Enfanfleur, un titre aussi utilisé en logo pour son visuel, a été enregistré « à la Get Back avant la diffusion du documentaire » sur les Beatles, c’est-à-dire en collégialité, ensemble dans la même pièce. Quelques paravents acoustiques séparaient les musiciens, mais tout le monde pouvait se regarder dans les yeux.

C’était tout à fait cohérent avec l’ambition de Guillaume Bordel pour ce disque : faire des spectacles. Déjà en composant avec sa guitare, devant son micro, « je me fermais les yeux, je m’imaginais où je voulais jouer cet album-là. Je me voyais plus dans des festivals d’été, je pensais au Festival de la poutine de Drummondville, avec du monde qui trippe. »
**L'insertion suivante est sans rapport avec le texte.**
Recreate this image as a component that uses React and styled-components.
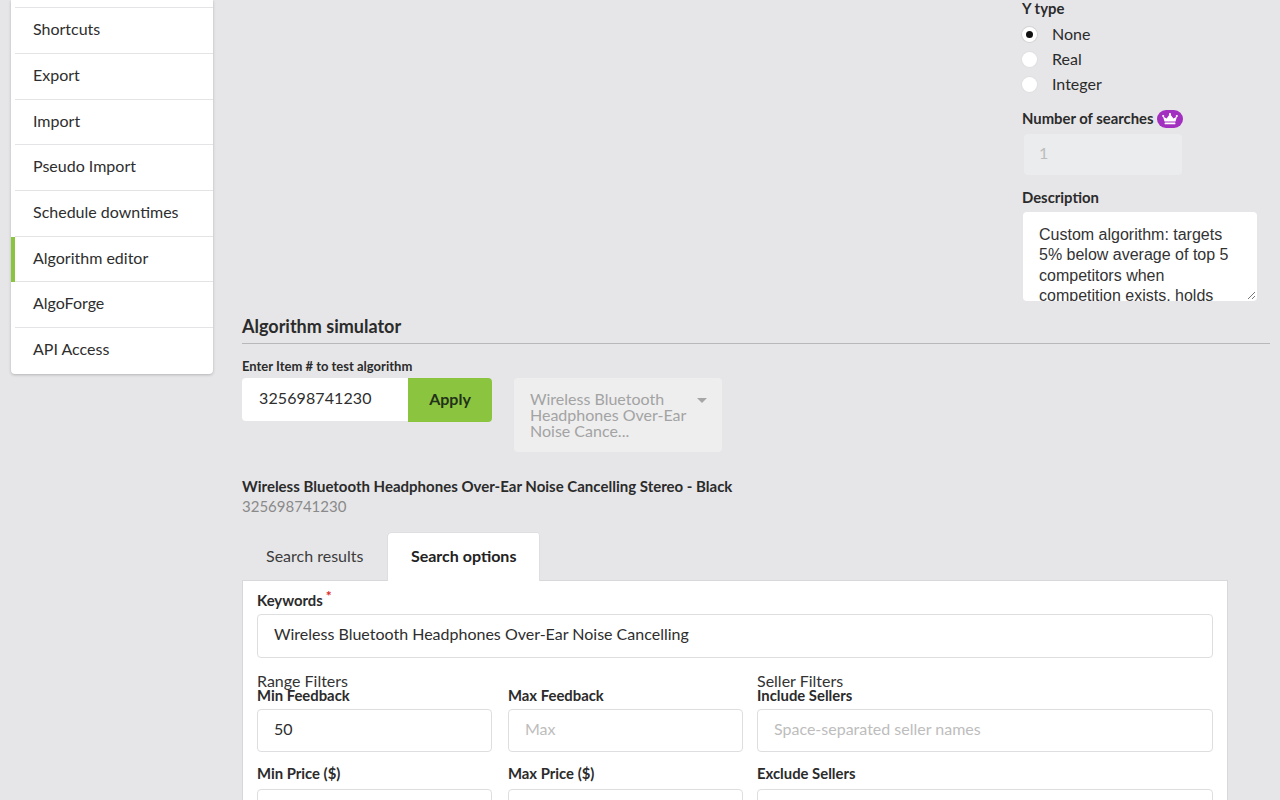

Aux Francos ce vendredi à 19 h, il compte passer une bonne partie de son heure sans guitare, une façon de « se lancer un peu dans le vide ». « Je vais compenser par la danse ! » dit-il. Guillaume Bordel a tenté de se contenir sur disque, il se lâchera lousse sur scène.

Guillaume Bordel

Enfanfleur, Costume Records. En spectacle aux Francos sur la Scène SiriusXM, le 9 juin à 19 h.